基于PyTorch Geometric的GCN实现

但由于上述代码中需要对矩阵进行复杂的计算，并且大部分图数据的邻接矩阵比较稀疏，因此这种计算方法会造成内存资源的浪费，计算效率也比较低。但是幸运的是，PyTorch Geometric(PyG)中封装了大量已经编写好的图神经网络，我们只需要调库进行使用就好了（哈哈哈大家最喜欢的部分）。

PyG库介绍

PyG的下载：Installation — pytorch_geometric documentation里面提供了各种安装方法。

提供的各种神经网络层：

部分图卷积操作层：

（哈哈哈哈哈哈因为最近一直在看GNN方面的文章，有这些库可以直接调真的是救大命了）。

言归正传，根据PyG实现GCN的代码如下：

from torch_geometric.nn import GCNConv

class GCN(torch.nn.Module):
    def __init__(self, node_features, input_size, output_size):
        super(GCN, self).__init__()
        self.conv1 = GCNConv(node_features, input_size)
        self.MLP = torch.nn.Sequential(
            torch.nn.Linear(input_size, input_size // 2),
            torch.nn.ReLU(inplace=True),
            torch.nn.Linear(input_size // 2, input_size // 4),
            torch.nn.ReLU(inplace=True),
            torch.nn.Linear(input_size // 4, output_size))
        self.relu = torch.nn.ReLU()

    def forward(self, x, edge_index, edge_weight):
        '''
        GCN
        '''
        x = self.relu(self.conv1(x, edge_index))
        x = F.dropout(x, training=self.training)
        x = self.MLP(x)

        return x

这里面我们使用GCN对输入数据进行编码，MLP全连接层对提取到的数据进行解码，实现了一个简单的对输入数据进行特征提取的网络。

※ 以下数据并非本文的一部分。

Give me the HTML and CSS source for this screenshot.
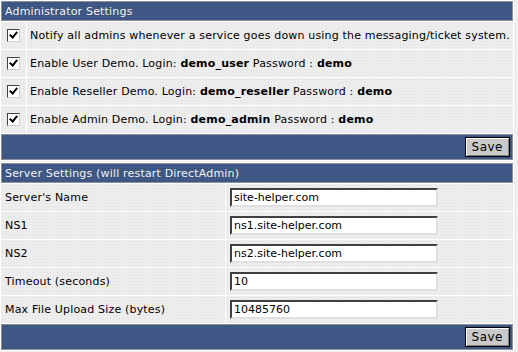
FILE: index.html
```html
<!DOCTYPE html>
<html lang="en">
<head>
  <meta charset="UTF-8">
  <title>Administrator Settings</title>
  <link rel="stylesheet" href="styles.css">
</head>
<body>
  <form class="settings">
    <table class="list">
      <tr><td class="list-title" colspan="2">Administrator Settings</td></tr>
      <tr>
        <td class="check"><span class="box"></span></td>
        <td class="item">Notify all admins whenever a service goes down using the messaging/ticket system.</td>
      </tr>
      <tr>
        <td class="check"><span class="box"></span></td>
        <td class="item">Enable User Demo. Login: <b>demo_user</b> Password : <b>demo</b></td>
      </tr>
      <tr>
        <td class="check"><span class="box"></span></td>
        <td class="item">Enable Reseller Demo. Login: <b>demo_reseller</b> Password : <b>demo</b></td>
      </tr>
      <tr>
        <td class="check"><span class="box"></span></td>
        <td class="item">Enable Admin Demo. Login: <b>demo_admin</b> Password : <b>demo</b></td>
      </tr>
      <tr><td class="list-bar" colspan="2"><button type="button" class="save">Save</button></td></tr>
    </table>

    <table class="list">
      <tr><td class="list-title" colspan="2">Server Settings (will restart DirectAdmin)</td></tr>
      <tr>
        <td class="label">Server's Name</td>
        <td class="field"><input type="text" value="site-helper.com"></td>
      </tr>
      <tr>
        <td class="label">NS1</td>
        <td class="field"><input type="text" value="ns1.site-helper.com"></td>
      </tr>
      <tr>
        <td class="label">NS2</td>
        <td class="field"><input type="text" value="ns2.site-helper.com"></td>
      </tr>
      <tr>
        <td class="label">Timeout (seconds)</td>
        <td class="field"><input type="text" value="10"></td>
      </tr>
      <tr>
        <td class="label">Max File Upload Size (bytes)</td>
        <td class="field"><input type="text" value="10485760"></td>
      </tr>
      <tr><td class="list-bar" colspan="2"><button type="button" class="save">Save</button></td></tr>
    </table>
  </form>
</body>
</html>
```

FILE: styles.css
```css
:root {
  --bar: #3f5885;
  --cell: #ededed;
  --text: #000;
}

* {
  box-sizing: border-box;
}

body {
  margin: 0;
  background: #efefef;
  font-family: 'DejaVu Sans', Verdana, sans-serif;
  font-size: 11px;
  letter-spacing: 0.18px;
  color: var(--text);
}

.list {
  width: 514px;
  border-collapse: separate;
  border-spacing: 1px;
  background: #fff;
  margin-bottom: 1px;
}

.list td {
  background-color: var(--cell);
  background-image: radial-gradient(circle, rgba(0, 0, 0, 0.05) 0.7px, transparent 0.8px);
  background-size: 3px 3px;
  padding: 0 4px;
  height: 27px;
}

.list .list-title {
  background-color: var(--bar);
  background-image: radial-gradient(circle, rgba(0, 0, 0, 0.12) 0.7px, transparent 0.8px);
  color: #f2f2f2;
  border: 1px solid #8a8f98;
  height: 20px;
  padding: 0 3px;
}

.list .list-bar {
  background-color: var(--bar);
  background-image: radial-gradient(circle, rgba(0, 0, 0, 0.12) 0.7px, transparent 0.8px);
  border: 1px solid #8a8f98;
  height: 26px;
  text-align: right;
  padding: 0 2px;
}

.check {
  width: 25px;
  text-align: center;
}

.list .item {
  white-space: nowrap;
  padding: 0 0 0 3px;
}

.box {
  display: inline-block;
  width: 13px;
  height: 13px;
  vertical-align: middle;
  background: #fff;
  border: 1px solid;
  border-color: #404040 #d4d0c8 #d4d0c8 #404040;
  position: relative;
}

.box::after {
  content: '';
  position: absolute;
  left: 3px;
  top: 0;
  width: 3px;
  height: 6px;
  border: solid #000;
  border-width: 0 2px 2px 0;
  transform: rotate(40deg);
}

.label {
  width: 224px;
}

.field input {
  width: 208px;
  height: 19px;
  padding: 0 2px;
  border: 2px solid;
  border-color: #404040 #e0e0e0 #e0e0e0 #404040;
  font-family: 'DejaVu Sans', Verdana, sans-serif;
  font-size: 11px;
  background: #fff;
}

.save {
  font-family: 'DejaVu Sans', Verdana, sans-serif;
  font-size: 12px;
  letter-spacing: 0.5px;
  background: #c9c9c9;
  border: 1px solid #000;
  box-shadow: inset 1px 1px 0 #fff, inset -1px -1px 0 #808080;
  padding: 1px 6px;
  height: 20px;
  vertical-align: middle;
}
```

现有模型中，有许多模型在特征提取时对GCN的处理结果进行拼接处理的，比如： $\left ( X,GCN \right )$ ，因此对上述模型进行改进：

class GCN(torch.nn.Module):
    def __init__(self, node_features, input_size, output_size):
        super(GCN, self).__init__()
        self.conv1 = GCNConv(node_features, input_size)
        self.linear = torch.nn.Linear(node_features+input_size, input_size)
        self.MLP = torch.nn.Sequential(
            torch.nn.Linear(input_size, input_size // 2),
            torch.nn.ReLU(inplace=True),
            torch.nn.Linear(input_size // 2, input_size // 4),
            torch.nn.ReLU(inplace=True),
            torch.nn.Linear(input_size // 4, output_size))
        self.relu = torch.nn.ReLU()

    def forward(self, x, edge_index, edge_weight):
        '''
        (x, GCN)
        '''
        lst = list()
        lst.append(x)

        x = self.relu(self.conv1(x, edge_index, edge_weight)) #根据数据集确定有没有edge_weight
        x = F.dropout(x, training=self.training)
        lst.append(x)

        x = torch.cat(lst, dim=1)
        # print('cat', x.shape)cat torch.Size([node_num, node_features+input_size])
        x = self.relu(self.linear(x))
        x = F.dropout(x, training=self.training)

        x = self.MLP(x)

完整代码

模型中简单的随机生成了图数据，只是为了展示GCN模型在具体代码中应该如何使用。

分类模型：

import torch
import random
import matplotlib.pyplot as plt
from tqdm import tqdm
import numpy as np
import networkx as nx
import torch.nn.functional as F
from torch_geometric.nn import GCNConv

def create_mock_data(number_of_nodes, edge_per_node, in_channels):
    """
    Creating a mock feature matrix and edge index.
    """
    graph = nx.watts_strogatz_graph(number_of_nodes, edge_per_node, 0.5)
    edge_index = torch.LongTensor(np.array([edge for edge in graph.edges()]).T)
    X = torch.FloatTensor(np.random.uniform(-1, 1, (number_of_nodes, in_channels)))
    return X, edge_index

def create_mock_edge_weight(edge_index):
    """
    Creating a mock edge weight tensor.
    """
    return torch.FloatTensor(np.random.uniform(0, 1, (edge_index.shape[1])))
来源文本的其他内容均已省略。